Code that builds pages
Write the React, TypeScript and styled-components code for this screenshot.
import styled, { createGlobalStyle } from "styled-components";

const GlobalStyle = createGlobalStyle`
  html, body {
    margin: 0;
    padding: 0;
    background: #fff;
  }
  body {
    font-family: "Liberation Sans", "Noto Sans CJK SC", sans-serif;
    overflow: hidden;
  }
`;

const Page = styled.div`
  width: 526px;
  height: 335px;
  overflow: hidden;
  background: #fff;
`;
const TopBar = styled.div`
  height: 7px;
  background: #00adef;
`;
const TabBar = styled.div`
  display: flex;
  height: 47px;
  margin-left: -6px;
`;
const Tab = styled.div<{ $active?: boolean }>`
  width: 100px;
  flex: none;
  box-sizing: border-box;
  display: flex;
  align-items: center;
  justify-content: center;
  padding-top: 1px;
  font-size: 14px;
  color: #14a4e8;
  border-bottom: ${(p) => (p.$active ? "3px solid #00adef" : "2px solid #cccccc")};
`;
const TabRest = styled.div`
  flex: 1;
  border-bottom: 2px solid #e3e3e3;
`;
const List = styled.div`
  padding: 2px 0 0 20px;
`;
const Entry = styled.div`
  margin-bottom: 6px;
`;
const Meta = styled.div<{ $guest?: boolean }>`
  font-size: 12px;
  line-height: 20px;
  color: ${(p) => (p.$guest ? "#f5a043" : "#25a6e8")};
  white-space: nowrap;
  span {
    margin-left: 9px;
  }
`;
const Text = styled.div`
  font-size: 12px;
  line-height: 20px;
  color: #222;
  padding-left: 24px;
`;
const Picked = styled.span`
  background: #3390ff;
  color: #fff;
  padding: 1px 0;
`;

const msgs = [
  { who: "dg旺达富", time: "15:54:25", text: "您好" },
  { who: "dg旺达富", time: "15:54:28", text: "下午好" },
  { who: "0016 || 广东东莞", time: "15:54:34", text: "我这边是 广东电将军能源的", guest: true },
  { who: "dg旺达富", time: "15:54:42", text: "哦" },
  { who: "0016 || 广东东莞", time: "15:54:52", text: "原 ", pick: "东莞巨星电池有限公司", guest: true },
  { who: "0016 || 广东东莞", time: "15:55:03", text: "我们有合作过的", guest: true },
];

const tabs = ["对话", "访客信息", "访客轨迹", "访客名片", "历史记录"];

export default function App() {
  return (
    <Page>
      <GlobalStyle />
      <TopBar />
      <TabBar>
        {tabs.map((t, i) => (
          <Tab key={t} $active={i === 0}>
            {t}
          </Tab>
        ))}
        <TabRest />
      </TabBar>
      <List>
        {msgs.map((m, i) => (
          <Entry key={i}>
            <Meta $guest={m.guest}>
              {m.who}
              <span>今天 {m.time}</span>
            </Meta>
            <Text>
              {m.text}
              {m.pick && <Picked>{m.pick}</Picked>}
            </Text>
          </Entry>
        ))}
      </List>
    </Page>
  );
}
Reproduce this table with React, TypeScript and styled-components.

- **Exercise prompt**: Please restate the data word for word, every record included.

- **The result**:
Write the React, TypeScript and styled-components code for this screenshot.
import styled, { createGlobalStyle } from "styled-components";

const GlobalStyle = createGlobalStyle`
  html, body {
    margin: 0;
    padding: 0;
    background: #fff;
  }
  body {
    font-family: "Liberation Sans", "Noto Sans CJK SC", sans-serif;
    overflow: hidden;
  }
`;

const Page = styled.div`
  width: 526px;
  height: 335px;
  overflow: hidden;
  background: #fff;
`;
const TopBar = styled.div`
  height: 7px;
  background: #00adef;
`;
const TabBar = styled.div`
  display: flex;
  height: 47px;
  margin-left: -6px;
`;
const Tab = styled.div<{ $active?: boolean }>`
  width: 100px;
  flex: none;
  box-sizing: border-box;
  display: flex;
  align-items: center;
  justify-content: center;
  padding-top: 1px;
  font-size: 14px;
  color: #14a4e8;
  border-bottom: ${(p) => (p.$active ? "3px solid #00adef" : "2px solid #cccccc")};
`;
const TabRest = styled.div`
  flex: 1;
  border-bottom: 2px solid #e3e3e3;
`;
const List = styled.div`
  padding: 2px 0 0 20px;
`;
const Entry = styled.div`
  margin-bottom: 6px;
`;
const Meta = styled.div<{ $guest?: boolean }>`
  font-size: 12px;
  line-height: 20px;
  color: ${(p) => (p.$guest ? "#f5a043" : "#25a6e8")};
  white-space: nowrap;
  span {
    margin-left: 9px;
  }
`;
const Text = styled.div`
  font-size: 12px;
  line-height: 20px;
  color: #222;
  padding-left: 24px;
`;
const Picked = styled.span`
  background: #3390ff;
  color: #fff;
  padding: 1px 0;
`;

const msgs = [
  { who: "dg旺达富", time: "15:54:25", text: "您好" },
  { who: "dg旺达富", time: "15:54:28", text: "下午好" },
  { who: "0016 || 广东东莞", time: "15:54:34", text: "我这边是 广东电将军能源的", guest: true },
  { who: "dg旺达富", time: "15:54:42", text: "哦" },
  { who: "0016 || 广东东莞", time: "15:54:52", text: "原 ", pick: "东莞巨星电池有限公司", guest: true },
  { who: "0016 || 广东东莞", time: "15:55:03", text: "我们有合作过的", guest: true },
];

const tabs = ["对话", "访客信息", "访客轨迹", "访客名片", "历史记录"];

export default function App() {
  return (
    <Page>
      <GlobalStyle />
      <TopBar />
      <TabBar>
        {tabs.map((t, i) => (
          <Tab key={t} $active={i === 0}>
            {t}
          </Tab>
        ))}
        <TabRest />
      </TabBar>
      <List>
        {msgs.map((m, i) => (
          <Entry key={i}>
            <Meta $guest={m.guest}>
              {m.who}
              <span>今天 {m.time}</span>
            </Meta>
            <Text>
              {m.text}
              {m.pick && <Picked>{m.pick}</Picked>}
            </Text>
          </Entry>
        ))}
      </List>
    </Page>
  );
}
Reproduce this table with React, TypeScript and styled-components.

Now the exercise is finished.